Ele contou que a tradição do choro é simbolizada pela junção de culturas e pelo fato de um território ter sediado durante muito tempo essas manifestações, como a tradicional festa da Igreja da Penha, que tinham dois lados: as missas realizadas para a nobreza e a capoeira, os quitutes das africanas, e a música. "Essa cultura do choro está intimamente relacionada à forma como a população negra se manifesta. Esse ritmo é considerado um dos mais difíceis pelos músicos, tem muito a ver com o jazz. O lamento negro americano como forma de improvisação".
O percussionista e diretor do Sindicato dos Músicos do Estado do Rio (SindMusi), Teo Cordeiro, conheceu o choro quando era aluno da Escola Portátil de Música, em 2005, e se apaixonou. Ele tem um grupo chamado Movimento Leopoldina Orgânica, que é um dos parceiros da Instituição Cultural 100% Suburbana. Juntos, eles fazem eventos culturais pela região. "Eu sou percussionista há 20 anos e morei algum tempo na Leopoldina.
Quando conhecemos o grupo 100% Suburbanos, viramos amigos. A gente toca na roda deles, eles vêm nos visitar na nossa Feira Orgânica em Olaria, é uma troca. Participo do Trem do Choro desde a sua criação também e estou dirigindo um documentário sobre no tema".
Para Teo, a importância do choro para a cultura carioca e brasileira é fundamental. "Ele é a primeira linguagem urbana, acredito que fruto de uma fusão mesmo. Esse estilo musical é uma grande base para a construção da música brasileira. As rodas são verdadeiras expressões da cultura popular urbana, promovendo encontros da comunidade, da população, que estão ali reverenciando a linguagem musical da sua história e dos seus ancestrais. Mesmo o choro não sendo cantado, ele produz um diálogo entre os músicos e o público".

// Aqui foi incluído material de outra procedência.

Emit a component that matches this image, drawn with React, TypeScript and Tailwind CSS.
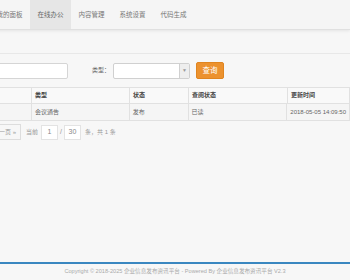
const tabs = ["我的面板", "在线办公", "内容管理", "系统设置", "代码生成"];

const cols = [
  { key: "c1", title: "", width: "w-[32px]" },
  { key: "type", title: "类型", width: "w-[98px]" },
  { key: "status", title: "状态", width: "w-[59px]" },
  { key: "read", title: "查阅状态", width: "w-[99px]" },
  { key: "time", title: "更新时间", width: "flex-1" },
];

const rows = [
  { c1: "", type: "会议通告", status: "发布", read: "已读", time: "2018-05-05 14:09:50" },
];

export default function App() {
  return (
    <div
      className="w-[350px] h-[280px] overflow-hidden bg-[#f7f7f7] flex flex-col text-[#555]"
      style={{ fontFamily: '"Liberation Sans", "Noto Sans CJK SC", sans-serif' }}
    >
      {/* top nav */}
      <nav className="h-[30px] shrink-0 bg-[#f5f5f5] border-b border-[#e0e0e0] shadow-[0_1px_3px_rgba(0,0,0,0.08)] flex ml-[-11px]">
        {tabs.map((t) => (
          <div
            key={t}
            className={
              "w-[41px] flex items-center justify-center text-[6.5px] whitespace-nowrap " +
              (t === "在线办公" ? "bg-[#e6e6e6] text-[#666]" : "text-[#777]")
            }
          >
            {t}
          </div>
        ))}
      </nav>

      {/* search panel */}
      <div className="mt-[23px] border-t border-[#e8e8e8] pt-[8px]">
        <div className="flex items-center h-[17px]">
          <div className="w-[80px] h-[16px] ml-[-12px] bg-white border border-[#d5d5d5] rounded-[2px]" />
          <span className="ml-[24px] text-[6px] text-[#666] whitespace-nowrap">类型：</span>
          <div className="ml-[3px] w-[77px] h-[16px] bg-white border border-[#d0d0d0] rounded-[2px] flex justify-end">
            <div className="w-[10px] h-full bg-[#eeeeee] border-l border-[#d0d0d0] flex items-center justify-center text-[#999] text-[5px]">
              ▼
            </div>
          </div>
          <button className="ml-[6px] w-[28px] h-[17px] bg-[#ec922f] border border-[#e08520] rounded-[2px] text-white text-[7.5px] flex items-center justify-center">
            查询
          </button>
        </div>

        {/* table */}
        <div className="mt-[8px] border-t border-[#e1e1e1]">
          <div className="flex h-[16px] border-b border-[#e1e1e1] bg-[#f9f9f9]">
            {cols.map((c) => (
              <div
                key={c.key}
                className={c.width + " border-r border-[#e1e1e1] px-[3px] flex items-center text-[6px] font-semibold text-[#444] whitespace-nowrap"}
              >
                {c.title}
              </div>
            ))}
          </div>
          {rows.map((r, i) => (
            <div key={i} className="flex h-[17px] border-b border-[#e1e1e1] bg-[#f5f5f5]">
              {cols.map((c) => (
                <div
                  key={c.key}
                  className={c.width + " border-r border-[#e1e1e1] px-[3px] flex items-center text-[6px] text-[#666] whitespace-nowrap"}
                >
                  {r[c.key as keyof typeof r]}
                </div>
              ))}
            </div>
          ))}
        </div>

        {/* pagination */}
        <div className="mt-[3px] flex items-center h-[16px] text-[6px] text-[#999]">
          <div className="ml-[-12px] h-full px-[4px] border border-[#ddd] bg-[#f7f7f7] flex items-center whitespace-nowrap">
            下一页 »
          </div>
          <span className="ml-[5px]">当前</span>
          <div className="ml-[3px] w-[17px] h-[15px] bg-white border border-[#e3e3e3] flex items-center justify-center text-[7px] text-[#888]">
            1
          </div>
          <span className="mx-[2px] text-[7px]">/</span>
          <div className="w-[17px] h-[15px] bg-white border border-[#e3e3e3] flex items-center justify-center text-[7px] text-[#888]">
            30
          </div>
          <span className="ml-[4px] whitespace-nowrap">条，共 1 条</span>
        </div>
      </div>

      <div className="flex-1" />

      {/* footer */}
      <footer className="h-[18px] shrink-0 border-t-2 border-[#3a87c0] flex items-start justify-center pt-[3px]">
        <span className="text-[5.6px] text-[#aaa] whitespace-nowrap">
          Copyright © 2018-2025 企业信息发布资讯平台 - Powered By 企业信息发布资讯平台 V2.3
        </span>
      </footer>
    </div>
  );
}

O musicista Abel Luiz, que toca no Trem do Choro, acredita que toda iniciativa que mobilize o entorno do que é potente para a cidade é valorosa. "Esse é o caso do choro. Além de pontuar uma manifestação cultural, sonora, musical, que é de grande importância para o Brasil, é algo que contribui também para a gente desfazer essa semiótica da cidade no sentido de que o Rio é uma cidade muito complexa e diversa e que. tem coisas maravilhosas para aprender além das imagens de cartão postal".
Ele ainda afirmou que manifestações como samba, choro e capoeira, que são ligadas ao subúrbio do Rio, colocam pontos 'luminosos' sobre as contribuições da Zona Leopoldina e dos artistas. "O Trem do Choro é necessário para destacar importantes culturas e histórias envolvendo a nossa sociedade".
Decreto
A Prefeitura do Rio declarou, em maio de 2012, o gênero musical denominado choro como Patrimônio Cultural Carioca, através do decreto de número 35.550. O documento considera a relevância do ritmo como uma das primeiras manifestações musicais carioca, o legado musical dos artistas que produziram canções, entre outros. "Ano passado rememoramos o decreto que completou 10 anos. O choro antecede o samba, inclusive, muito do samba foi herdado da raiz do choro. O flautista Calado, por exemplo, Chiquinha Gonzaga e Dona Ivone Lara, são nomes fundamentais desse ritmo no Brasil, muito antes do samba. Esses dois estilos musicais coexistem e pegando um gancho ainda nessa década de tombamento, temos o Trem do Choro que vai para a sua 10ª edição, contando a história da nossa cultura", explicou o historiador Rafael Mattoso.
Registro de bem imaterial pelo Iphan em processo
O Choro ou Chorinho é considerado o primeiro gênero musical popular urbano do Brasil. De acordo com o Clube do Choro de Brasília, que fez o pedido de registro do bem em 2012, o ritmo teria se desenvolvido no século XIX a partir da fusão entre elementos eruditos e populares no Rio de Janeiro, então capital do Império do Brasil. Nesse contexto, o ritmo se tornou fator de construção da identidade cultural brasileira.
O Instituto do Patrimônio Histórico e Artístico Nacional (Iphan) informou que, em 2019, por meio de edital de chamamento público, a Associação Cultural Amigos Museu Folclore Edison Carneiro (Acamufec) foi selecionada para conduzir a pesquisa e documentação no âmbito da instrução técnica do processo de registro do Choro como Patrimônio Cultural do Brasil, título conferido pelo órgão.
Ainda segundo o Iphan, o processo de registro desse bem imaterial está nos trâmites finais para ser encaminhado ao Conselho Consultivo do Patrimônio Cultural, que é responsável pela decisão sobre o registro.